Google plans to launch free Wi-Fi hotspots in 200 locations and five cities across Nigeria by the end of this year.
The initiative, which is in partnership with Nigerian fiber optic telecoms service provider, 21st Century, will roll out free Wi-Fi spots at public places such as colleges, malls, markets and bus stations, the US technology giant says.
Juliet Chiazor, Country Director, Google Nigeria and Titi Akinsanmi, Head of Public Policy, disclosed this at a Conference and Exhibition organised by National Information Technology Development Agency (NITDA).
The NITDA event hopes to encourage start-ups and facilitate ICT entrepreneurs accelerate the development and access to digital products, services to millions of Nigerians, and to ultimately create Africa’s largest single digital market by 2020 in Abuja recently, according to the government agency.
Chiazor says “Google Station will be rolling out in 200 locations in five cities across Nigeria by the end of 2019, bringing Wi-Fi to millions of people. The sites will include markets, transport hubs, shopping malls, universities and more.”
She says the developments were aftermath of Vice President Yemi Osibajo’s recent trip to the Silicon Valley in California, United States, with some Nigerian tech-savvy entrepreneurs aimed at boosting Nigeria’s technology industry by attracting investments into the burgeoning tech space.
Osibajo had then noted that Africa was confronted with existential challenges needing technology as the providential answer, noting that “The great purveyors of technology such as Google, and their collaborators like 21st Century Technologies and Backbone Connectivity Network (BCN), are not mere corporations in search of profit and some social good, they literarily hold the future of generations of humanity in their hands.”

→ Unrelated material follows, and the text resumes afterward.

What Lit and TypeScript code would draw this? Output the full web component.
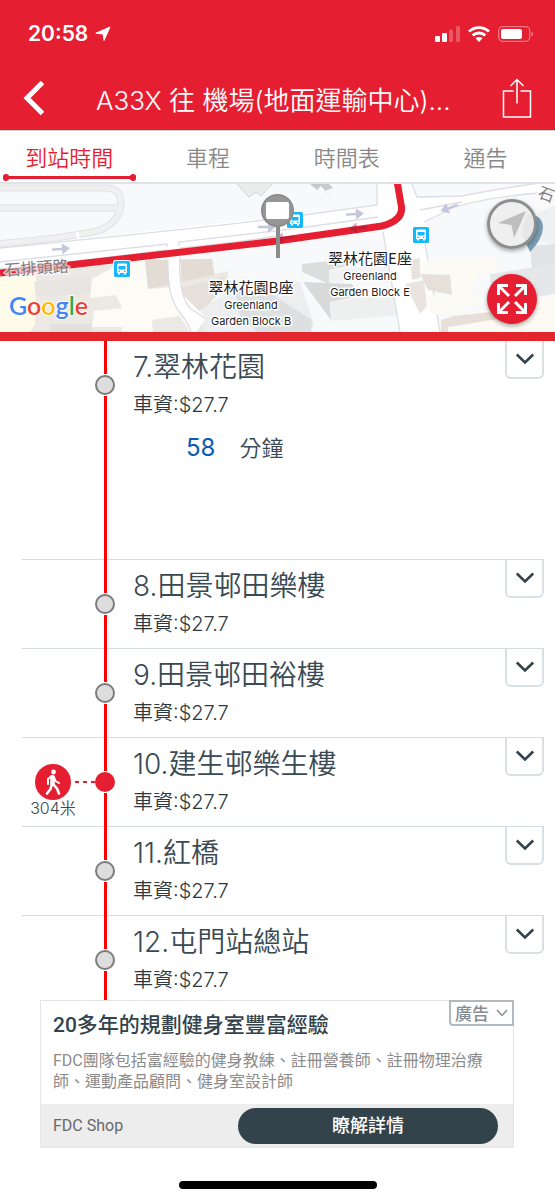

According to him, the partnership is particularly important to the country “because we have in the past one year, in Nigeria’s energizing markets project, been providing solar power to markets and economic clusters across the country. We have done extensive work in Ariaria market in Aba, Sabongari in Kano, Gbagi market in Ibadan, Sura market in Lagos, and we are starting out in Iponri and Balogun markets.”
It would be recalled that Osinbajo had inaugurated the Advisory Group on Technology and Creativity, a subset of the National Industrial Policy and Competitiveness Advisory Council established by President Muhammadu Buhari in 2017, with members drawn from the private sector players with rooted in technology operation.
Similarly, Vice President Osinbajo also then hinted of FG plan to launch a Climate Innovation Center in partnership with the Enterprise Development Center at the Lagos Business School to form part of the nation’s ICT roadmap, in which the private sector is an important stakeholder.
According to the VP, “our goal is to create a data-driven digital economy; one that will lead the way not just in Africa, but globally as well. And I believe strongly that Nigeria is on the right path. We have the people, the talent, we have a government that sees the potential very clearly, and is showing the determination to unlock that potential.”